This year’s regular legislative session is coming to an end and, as is often the case, its last days have amounted to capital crunch time. With unavoidable issues such as electoral redistricting and a governor’s potential impeachment having already eaten up many of lawmakers’ 30 annual working days, state senators and representatives worked in the session’s final hours to tie up loose ends when it came to other controversial legislation, including a bill mandating insurers cover a particular type of autism therapy and a bill authorizing prison construction.

While earlier this year it appeared a potential impeachment of former Gov. Robert Bentley would consume the session, the embroiled executive’s resignation and misdemeanor plea deal following the fallout from his admittedly inappropriate relationship with a top aide precluded that possibility. With impeachment worries out of the way, lawmakers were able to pass both the state’s general and education trust funds budgets, although details of the latter were being finalized as of press time.

Those budgets — which total nearly $8 billion combined — reflect level funding of most state agencies despite requests for increases, with a couple of exceptions. A slight increase for the state’s law enforcement agency, ALEA, in the state’s general fund will go toward hiring new officers, although the funding bump was more than 18 times less than what ALEA had requested.

“This budget funds the core functions of state government while protecting taxpayers from any tax increases,” said Sen. Tripp Pittman, who heads the Senate committee overseeing the general fund. “The increase for the ALEA will put an additional 30 state troopers on the roads, making our highways safer.”

The only increase in the education budget came for pre-K, which saw a funding bump of around $13.5 million. Budgets aside, legislators also focused on other, more controversial issues during this regular session.
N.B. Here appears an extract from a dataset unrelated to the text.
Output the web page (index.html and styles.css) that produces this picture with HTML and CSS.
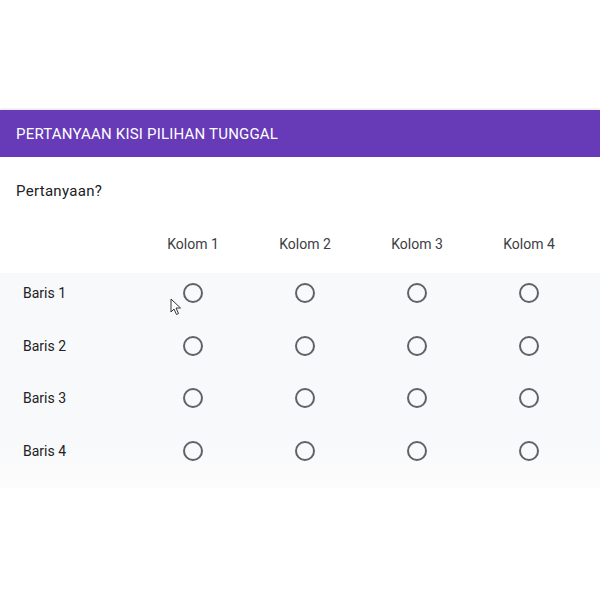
FILE: index.html
```html
<!DOCTYPE html>
<html lang="id">
<head>
<meta charset="utf-8">
<title>Pertanyaan Kisi Pilihan Tunggal</title>
<link rel="stylesheet" href="styles.css">
</head>
<body>
<div class="page">
  <div class="top-space"></div>
  <div class="header">PERTANYAAN KISI PILIHAN TUNGGAL</div>
  <div class="question">Pertanyaan?</div>
  <div class="grid-head">
    <div class="label-cell"></div>
    <div class="col-label">Kolom 1</div>
    <div class="col-label">Kolom 2</div>
    <div class="col-label">Kolom 3</div>
    <div class="col-label">Kolom 4</div>
  </div>
  <div class="grid-body">
    <div class="grid-row">
      <div class="label-cell">Baris 1</div>
      <div class="cell"><span class="radio"></span></div>
      <div class="cell"><span class="radio"></span></div>
      <div class="cell"><span class="radio"></span></div>
      <div class="cell"><span class="radio"></span></div>
    </div>
    <div class="grid-row">
      <div class="label-cell">Baris 2</div>
      <div class="cell"><span class="radio"></span></div>
      <div class="cell"><span class="radio"></span></div>
      <div class="cell"><span class="radio"></span></div>
      <div class="cell"><span class="radio"></span></div>
    </div>
    <div class="grid-row">
      <div class="label-cell">Baris 3</div>
      <div class="cell"><span class="radio"></span></div>
      <div class="cell"><span class="radio"></span></div>
      <div class="cell"><span class="radio"></span></div>
      <div class="cell"><span class="radio"></span></div>
    </div>
    <div class="grid-row">
      <div class="label-cell">Baris 4</div>
      <div class="cell"><span class="radio"></span></div>
      <div class="cell"><span class="radio"></span></div>
      <div class="cell"><span class="radio"></span></div>
      <div class="cell"><span class="radio"></span></div>
    </div>
  </div>
  <svg class="cursor" width="12" height="18" viewBox="0 0 12 18"><path d="M1 1 L1 14 L4 11 L6.5 16.5 L8.5 15.5 L6 10 L10.5 10 Z" fill="#fff" stroke="#333" stroke-width="1" stroke-linejoin="round"/></svg>
</div>
</body>
</html>
```
FILE: styles.css
```css
html, body {
  margin: 0;
  padding: 0;
  background: #ffffff;
}
.page {
  position: relative;
  width: 600px;
  height: 600px;
  overflow: hidden;
  font-family: Roboto, "Liberation Sans", sans-serif;
  color: #202124;
}
.top-space {
  height: 110px;
}
.header {
  height: 47px;
  background: #673ab7;
  color: #ffffff;
  font-size: 15px;
  letter-spacing: 0.2px;
  padding-left: 16px;
  display: flex;
  align-items: center;
  box-shadow: 0 -1px 2px rgba(0, 0, 0, 0.12);
}
.question {
  padding: 24px 16px 0;
  font-size: 15px;
  letter-spacing: 0.3px;
  line-height: 20px;
  height: 20px;
}
.grid-head {
  display: grid;
  grid-template-columns: 137px repeat(4, 112px);
  height: 72px;
  box-sizing: border-box;
  padding-top: 33px;
  font-size: 14px;
  line-height: 20px;
}
.col-label {
  text-align: center;
  color: #3c4043;
}
.grid-body {
  background: linear-gradient(#f8f9fa 0, #f8f9fa 80%, #fcfcfd 100%);
  height: 215px;
}
.grid-row {
  display: grid;
  grid-template-columns: 137px repeat(4, 112px);
  height: 52.5px;
  box-sizing: border-box;
  padding-top: 10px;
  font-size: 14px;
  line-height: 20px;
}
.label-cell {
  padding-left: 23px;
}
.cell {
  display: flex;
  justify-content: center;
  align-items: center;
  height: 20px;
}
.radio {
  width: 16px;
  height: 16px;
  border: 2px solid #5f6368;
  border-radius: 50%;
}
.cursor {
  position: absolute;
  left: 170px;
  top: 298px;
}
```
One of the major issues facing the Legislature this year was redrawing many of the state’s electoral districts, which were ruled unconstitutional by a federal court. GOP lawmakers, who, according to the court, racially gerrymandered the state’s election map following the 2010 census, now must redraw — lawfully — the voting boundaries. That hasn’t proven easy, however, because of the opposition of Democrats, who say the newly proposed map — like the previous one — inappropriately dilutes black voting power, particularly around Jefferson County.

That opposition led House Democrats to ask for the reading of the entire 500-plus page redistricting bill, a process that ending up taking nearly two entire legislative days, even when read by computer, as is the modern custom with longer bills. Although the bill eventually passed in the House of Representatives, it had yet to pass the Senate as of press time.

Another piece of legislation — one mandating insurers cover a particular type of autism therapy — also garnered headlines when Sen. Pittman, a Baldwin County Republican, initially refused to report the bill out of his committee, which had passed the legislation with little dissent. While the bill also passed the House 100-0, Pittman’s opposition to the bill may still be its undoing, as an amendment he offered to the legislation may effectively kill the proposal for this year.